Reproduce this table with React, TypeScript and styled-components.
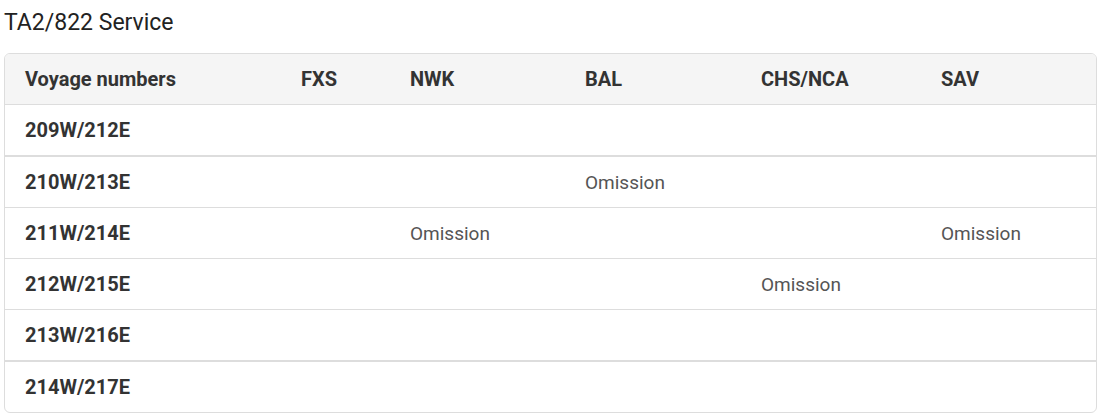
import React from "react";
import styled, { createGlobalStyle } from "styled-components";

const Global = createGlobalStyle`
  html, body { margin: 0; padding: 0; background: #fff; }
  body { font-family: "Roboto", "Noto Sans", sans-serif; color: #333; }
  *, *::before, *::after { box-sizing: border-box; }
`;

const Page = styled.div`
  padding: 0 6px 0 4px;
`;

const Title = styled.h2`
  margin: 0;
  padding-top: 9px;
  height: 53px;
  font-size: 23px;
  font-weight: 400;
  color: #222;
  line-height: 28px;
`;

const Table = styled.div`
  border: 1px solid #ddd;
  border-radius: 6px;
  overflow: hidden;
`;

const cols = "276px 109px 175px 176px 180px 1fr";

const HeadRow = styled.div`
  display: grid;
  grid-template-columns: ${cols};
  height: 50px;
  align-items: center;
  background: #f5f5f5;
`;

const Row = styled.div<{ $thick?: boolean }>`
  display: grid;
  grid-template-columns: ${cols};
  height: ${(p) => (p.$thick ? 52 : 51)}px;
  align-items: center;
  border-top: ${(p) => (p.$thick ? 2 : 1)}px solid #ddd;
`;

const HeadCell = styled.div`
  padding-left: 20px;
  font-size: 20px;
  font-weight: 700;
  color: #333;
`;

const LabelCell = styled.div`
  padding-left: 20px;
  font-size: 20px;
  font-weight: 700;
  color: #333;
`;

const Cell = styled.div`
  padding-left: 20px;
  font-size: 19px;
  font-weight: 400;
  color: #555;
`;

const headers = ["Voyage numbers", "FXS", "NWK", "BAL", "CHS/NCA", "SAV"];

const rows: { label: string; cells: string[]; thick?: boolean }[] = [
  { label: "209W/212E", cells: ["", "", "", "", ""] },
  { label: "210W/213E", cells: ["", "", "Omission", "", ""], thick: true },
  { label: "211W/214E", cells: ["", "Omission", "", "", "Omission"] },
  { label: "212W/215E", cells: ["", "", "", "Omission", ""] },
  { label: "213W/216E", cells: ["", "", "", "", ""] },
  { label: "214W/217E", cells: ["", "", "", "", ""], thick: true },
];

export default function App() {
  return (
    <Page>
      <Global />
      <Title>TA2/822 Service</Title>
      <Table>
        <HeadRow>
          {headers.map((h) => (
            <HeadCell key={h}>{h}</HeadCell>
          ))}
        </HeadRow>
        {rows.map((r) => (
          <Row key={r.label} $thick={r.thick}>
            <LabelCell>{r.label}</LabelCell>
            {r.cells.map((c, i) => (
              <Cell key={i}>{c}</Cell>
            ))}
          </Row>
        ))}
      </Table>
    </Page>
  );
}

|---|

Write down only how many lines in the listing contain the word "styled".

10